Saturday, 10 September 2011

Keep on changing

Identity...a very funny word. I've been thinking a lot about this lately; not only because it's our task for the next seminar in "Nation, Faith (...)" but also because I think that, as crucial or fascinating as it might be to find a definition for this concept, it's also enormouly complex and difficult to come up with one.
Who am I? does it depend at all on the place that I come from? Who built that place? Was it a natural construction or one forged through bloody battles, impossitions and restrictions? Is it the people who ihabit a country the ones who create its stereotypes or are those who look at them the ones who do it? Am I intrinsicably linked to those streotypes? Am I Spanish...Why? Is my blood a mere red liquid or a constructed cultural concept?
History plays with the ego of those who think that things were always the way they are at the moment. But we all know history has very little to do with being a naural phenomena. We, with our actions, textual construcitions and war declarations, give birth to her in a very painful way, as it couldn't be otherwise. And when we do it, we create it and become her subdits.
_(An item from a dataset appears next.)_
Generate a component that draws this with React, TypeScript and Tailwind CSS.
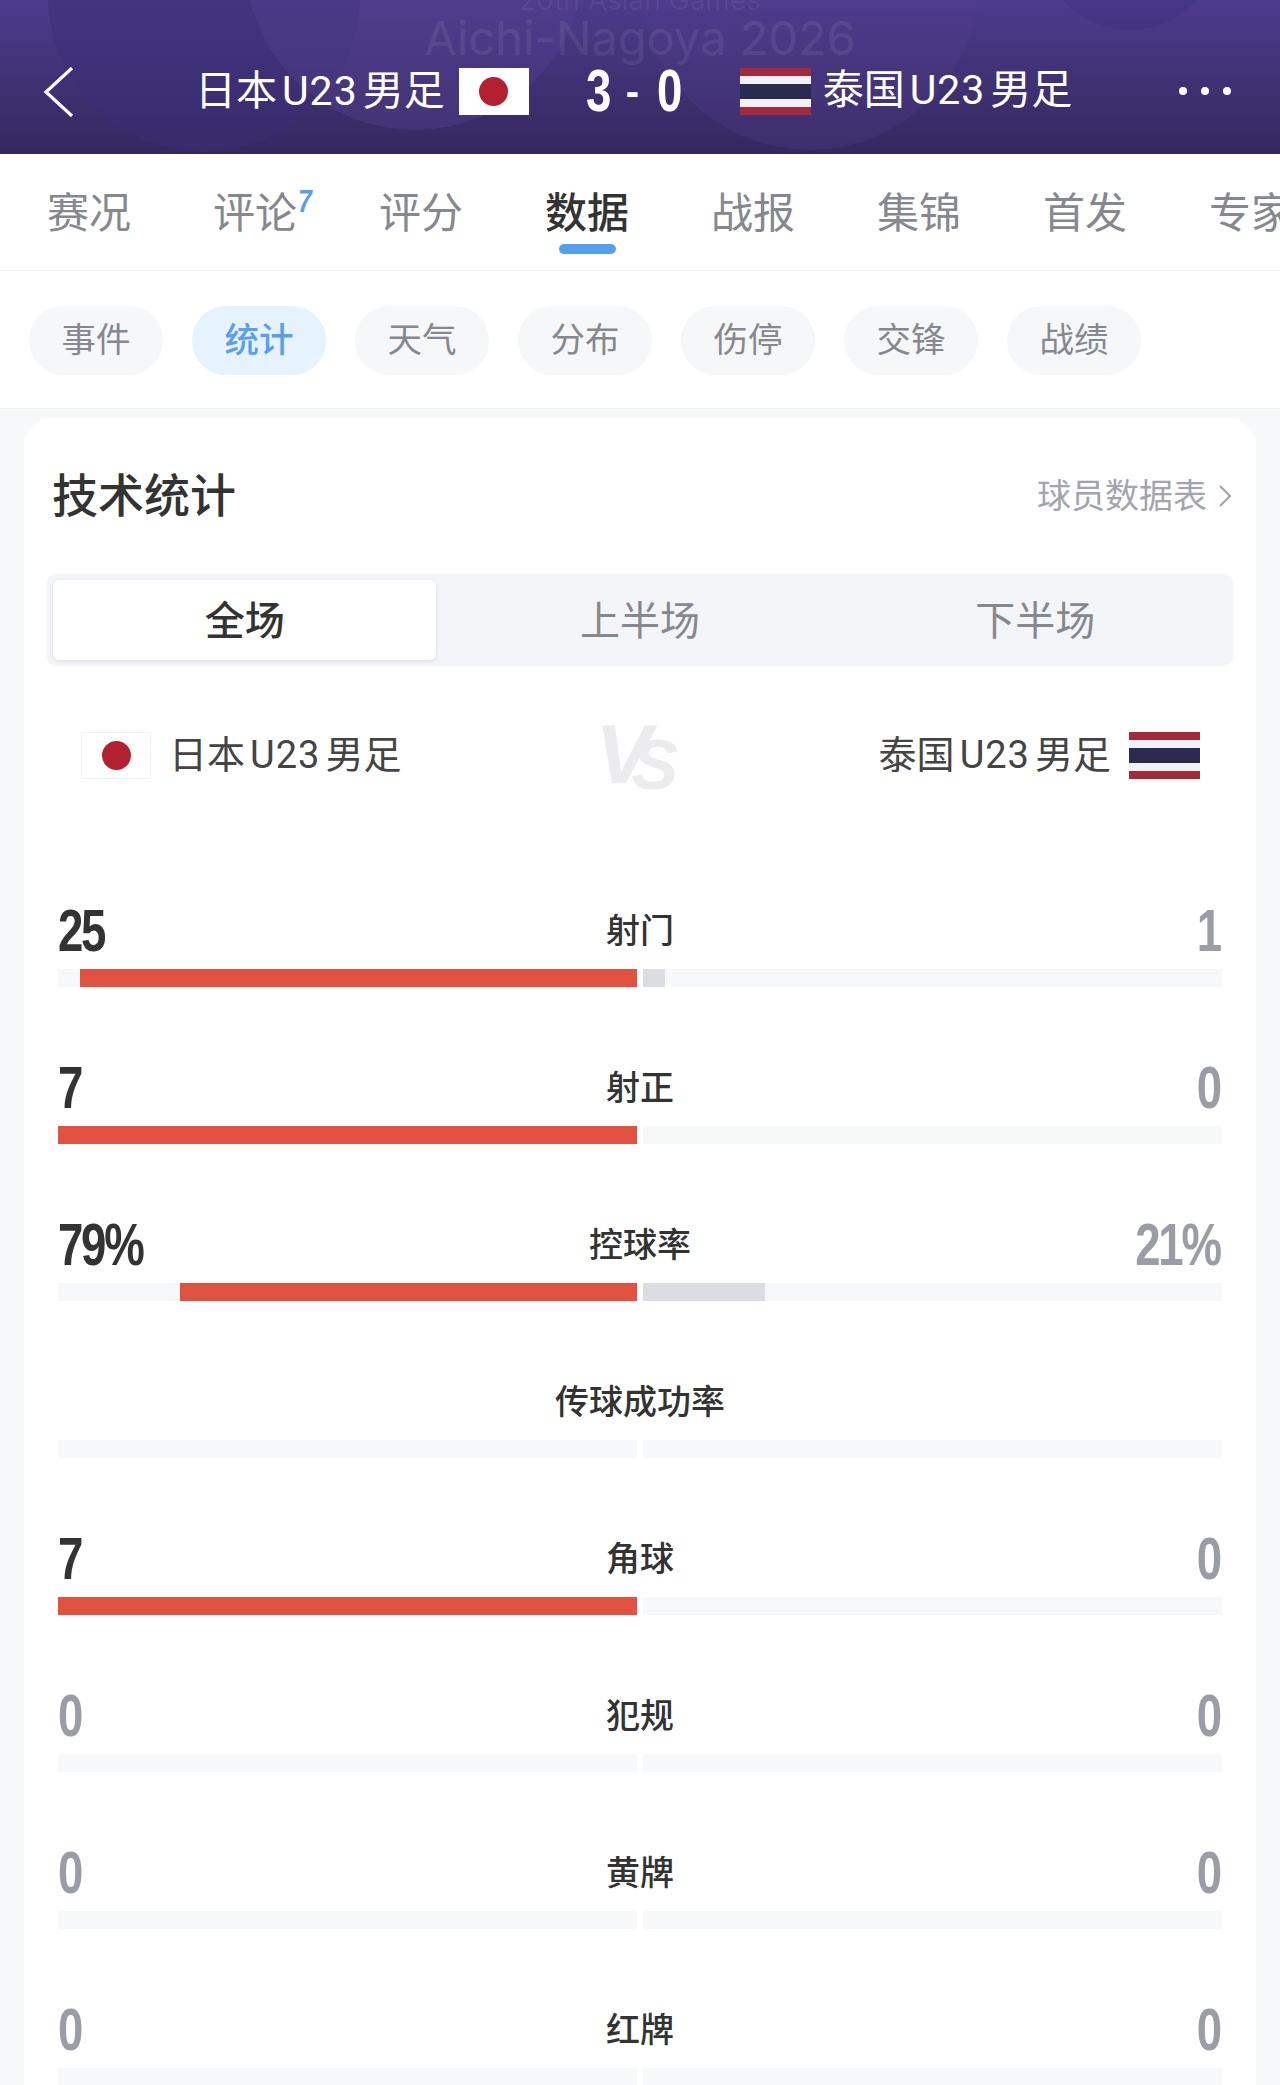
const tabs = ['赛况', '评论', '评分', '数据', '战报', '集锦', '首发', '专家'];
const pills = ['事件', '统计', '天气', '分布', '伤停', '交锋', '战绩'];

type Stat = {
    label: string;
    home: string;
    away: string;
    homePct: number;
    awayPct: number;
};

const stats: Stat[] = [
    { label: '射门', home: '25', away: '1', homePct: 96.2, awayPct: 3.8 },
    { label: '射正', home: '7', away: '0', homePct: 100, awayPct: 0 },
    { label: '控球率', home: '79%', away: '21%', homePct: 79, awayPct: 21 },
    { label: '传球成功率', home: '', away: '', homePct: 0, awayPct: 0 },
    { label: '角球', home: '7', away: '0', homePct: 100, awayPct: 0 },
    { label: '犯规', home: '0', away: '0', homePct: 0, awayPct: 0 },
    { label: '黄牌', home: '0', away: '0', homePct: 0, awayPct: 0 },
    { label: '红牌', home: '0', away: '0', homePct: 0, awayPct: 0 },
];

function JapanFlag({ bordered }: { bordered?: boolean }) {
    return (
        <div
            className={`flex h-[47px] w-[70px] shrink-0 items-center justify-center bg-white ${
                bordered ? 'border border-[#f0f1f3]' : ''
            }`}
        >
            <div className="h-[29px] w-[29px] rounded-full bg-[#b3202f]" />
        </div>
    );
}

function ThaiFlag() {
    return (
        <div className="flex h-[47px] w-[71px] shrink-0 flex-col">
            <div className="h-[8px] bg-[#a32a3a]" />
            <div className="h-[8px] bg-[#f2f2f6]" />
            <div className="h-[15px] bg-[#2d2a4f]" />
            <div className="h-[8px] bg-[#f2f2f6]" />
            <div className="h-[8px] bg-[#a32a3a]" />
        </div>
    );
}

function TeamName({ a, b }: { a: string; b: string }) {
    return (
        <span className="whitespace-nowrap leading-none">
            {a}
            <span className="mx-[5px] tracking-[1px]">U23</span>
            {b}
        </span>
    );
}

function StatRow({ stat }: { stat: Stat }) {
    const homeZero = stat.home === '0';
    return (
        <div className="h-[157px]">
            <div className="grid h-[62px] grid-cols-[1fr_auto_1fr] items-center">
                <span
                    className={`origin-left scale-x-[.76] font-['Liberation_Sans',sans-serif] text-[60px] leading-none font-bold tracking-[-3px] ${
                        homeZero ? 'text-[#9a9da6]' : 'text-[#333333]'
                    }`}
                >
                    {stat.home}
                </span>
                <span className="text-[34px] leading-none font-medium text-[#333333]">{stat.label}</span>
                <span className="origin-right scale-x-[.76] pr-[3px] text-right font-['Liberation_Sans',sans-serif] text-[60px] leading-none font-bold tracking-[-3px] text-[#9a9da6]">
                    {stat.away}
                </span>
            </div>
            <div className="mt-[7px] flex h-[18px] gap-[6px]">
                <div className="flex flex-1 justify-end bg-[#f7f8fa]">
                    <div className="h-full bg-[#e15241]" style={{ width: `${stat.homePct}%` }} />
                </div>
                <div className="flex-1 bg-[#f7f8fa]">
                    <div className="h-full bg-[#dcdde2]" style={{ width: `${stat.awayPct}%` }} />
                </div>
            </div>
        </div>
    );
}

export default function App() {
    return (
        <div className="h-[2085px] w-[1280px] overflow-hidden bg-[#f7f8fa] font-['Roboto','Noto_Sans_CJK_SC',sans-serif]">
            {/* Header */}
            <header className="relative flex h-[154px] items-end overflow-hidden bg-gradient-to-b from-[#4d3b8c] to-[#35285f] pb-[39px] text-[41px] text-white">
                <div className="absolute top-[-160px] left-[48px] h-[312px] w-[312px] rounded-full bg-[#3a2d75]/50" />
                <div className="absolute top-[-210px] left-[245px] h-[340px] w-[340px] rounded-full bg-[#54408f]/40" />
                <div className="absolute top-[-190px] left-[640px] h-[340px] w-[340px] rounded-full bg-[#54418e]/25" />
                <div className="absolute top-[-150px] left-[1040px] h-[180px] w-[180px] rounded-full bg-[#3f3180]/40" />
                <div className="absolute top-[-14px] left-0 w-full text-center font-['Inter',sans-serif] text-[28px] leading-none text-white/[.06]">
                    20th Asian Games
                </div>
                <div className="absolute top-[14px] left-0 w-full text-center font-['Inter',sans-serif] text-[47px] leading-none text-white/[.07]">
                    Aichi-Nagoya 2026
                </div>

                <div className="relative flex h-[48px] w-full items-center">
                    <svg
                        className="absolute top-[-1px] left-[42px]"
                        width="34"
                        height="52"
                        viewBox="0 0 34 52"
                        fill="none"
                        stroke="currentColor"
                        strokeWidth="3.2"
                    >
                        <polyline points="30,2 4,26 30,50" />
                    </svg>
                    <div className="ml-[195px] flex items-center">
                        <TeamName a="日本" b="男足" />
                        <div className="ml-[14px]">
                            <JapanFlag />
                        </div>
                    </div>
                    <div className="ml-[57px] flex w-[96px] items-center justify-between font-['Liberation_Sans',sans-serif] text-[60px] leading-none font-bold">
                        <span className="w-[25px] origin-left scale-x-[.76]">3</span>
                        <span className="w-[16px] text-[40px]">-</span>
                        <span className="w-[25px] origin-left scale-x-[.76]">0</span>
                    </div>
                    <div className="ml-[58px] flex items-center">
                        <ThaiFlag />
                        <div className="ml-[12px]">
                            <TeamName a="泰国" b="男足" />
                        </div>
                    </div>
                    <div className="ml-auto mr-[49px] flex gap-[14px]">
                        <div className="h-[8px] w-[8px] rounded-full bg-white" />
                        <div className="h-[8px] w-[8px] rounded-full bg-white" />
                        <div className="h-[8px] w-[8px] rounded-full bg-white" />
                    </div>
                </div>
            </header>

            {/* Main tabs */}
            <nav className="flex h-[117px] gap-[82px] overflow-hidden border-b border-[#f2f3f5] bg-white pt-[38px] pl-[47px]">
                {tabs.map((tab) => {
                    const active = tab === '数据';
                    return (
                        <div key={tab} className="relative h-[44px] shrink-0">
                            <span
                                className={`text-[42px] leading-[44px] ${
                                    active ? 'font-medium text-[#333333]' : 'text-[#85888e]'
                                }`}
                            >
                                {tab}
                            </span>
                            {tab === '评论' && (
                                <span className="absolute top-[-6px] left-full ml-[1px] origin-left scale-x-[.8] font-['Liberation_Sans',sans-serif] text-[31px] leading-none font-bold italic text-[#5a9fec]">
                                    7
                                </span>
                            )}
                            {active && (
                                <div className="absolute top-[52px] left-[14px] h-[10px] w-[57px] rounded-full bg-[#559ff0]" />
                            )}
                        </div>
                    );
                })}
            </nav>

            {/* Sub tabs */}
            <div className="flex h-[138px] gap-[29px] border-b border-[#eff0f2] bg-white pt-[35px] pl-[29px]">
                {pills.map((pill) => {
                    const active = pill === '统计';
                    return (
                        <div
                            key={pill}
                            className={`flex h-[69px] w-[134px] items-center justify-center rounded-[34px] text-[34.5px] ${
                                active ? 'bg-[#e6f2fe] font-medium text-[#5a9fec]' : 'bg-[#f6f7f9] text-[#85888e]'
                            }`}
                        >
                            {pill}
                        </div>
                    );
                })}
            </div>

            {/* Stats card */}
            <section className="mx-[24px] mt-[9px] rounded-t-[28px] bg-white px-[24px] pt-[48px]">
                <div className="flex h-[60px] items-center justify-between pl-[4px]">
                    <h2 className="text-[46px] leading-none font-medium text-[#333333]">技术统计</h2>
                    <div className="flex items-center text-[34px] leading-none text-[#a2a5ad]">
                        球员数据表
                        <svg
                            className="ml-[11px]"
                            width="14"
                            height="26"
                            viewBox="0 0 14 26"
                            fill="none"
                            stroke="currentColor"
                            strokeWidth="2.2"
                        >
                            <polyline points="2,3 12,13 2,23" />
                        </svg>
                    </div>
                </div>

                <div className="-mx-[1px] mt-[48px] grid h-[92px] grid-cols-3 rounded-[8px] bg-[#f4f5f8] text-[40px]">
                    <div className="p-[6px]">
                        <div className="flex h-full items-center justify-center rounded-[6px] bg-white pt-[3px] font-medium text-[#333333] shadow-[0_1px_4px_rgba(0,0,0,0.12)]">
                            全场
                        </div>
                    </div>
                    <div className="flex items-center justify-center pt-[3px] text-[#85888e]">上半场</div>
                    <div className="flex items-center justify-center pt-[3px] text-[#85888e]">下半场</div>
                </div>

                <div className="mt-[66px] flex h-[47px] items-center pr-[32px] pl-[33px] text-[38px] text-[#444444]">
                    <JapanFlag bordered />
                    <div className="ml-[18px]">
                        <TeamName a="日本" b="男足" />
                    </div>
                    <div className="ml-[194px] flex items-start font-['Liberation_Sans',sans-serif] leading-none font-bold italic text-[#ececee]">
                        <span className="text-[84px]">V</span>
                        <span className="mt-[18px] -ml-[20px] text-[70px]">S</span>
                    </div>
                    <div className="mr-[18px] ml-auto">
                        <TeamName a="泰国" b="男足" />
                    </div>
                    <ThaiFlag />
                </div>

                <div className="mt-[121px] px-[10px]">
                    {stats.map((stat) => (
                        <StatRow key={stat.label} stat={stat} />
                    ))}
                </div>
            </section>
        </div>
    );
}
We tend to close oursleves up in reduced and axfisiating geographical limits and, at the extremest point, in physical ones, even when we keep on crossing borders, of consuming goods that we no longer procude inside the limits of our countries. We even fall in love and have children with stranger cultural individuals, and that offspring, that inner unavoidable act of creatin, will jeopardise with its existence the concept of "truly something".
It might be that globalization is pushing us forwards and backwards. It's forcing us to find new dfinitions of truths that no longer can survive under their label of truthfulness.
Globalization has a slow path, but it's blurring many borders helped by human discoveries in techological areas. It's not leading us to a future in which progress is the key concept of humanity, but instead it's opening new debates that for so long we fought and dominated with simplistic actions that avoided words.
We live in a time when the shift is night. And we should not fear the challenge of jumping into this new area.
I don't think that Nation or Nationalty are, or will ever be, fixed terms. No matter how hard governemnts try and will try to make then that. They change like humans do. The earth belongs to hesrlef, the same way persons do or, definetly, SHOULD be able to.
I am not scared to loose my identity, because it never was something that intrinsicaly and naturaly belonged to me from the fisrt time I saw the light in this planet. Even if a piece of plastic says so or inmigration authorities try to keep me away from staying in a specific place as much as I'd like to stay there. What a "funny" and sad way of controlling the consumption and enjoyment of natural resources!!
I made myself; or at least I am trying to.
True, I grow up in a very specific environment, but I never looked at it as an ideological, cultural or geographical prison, but as a code to understand and mould the world. The entire world, not just a very small piece of land.
That's why I am not scared to play. To go outside and keep on changing.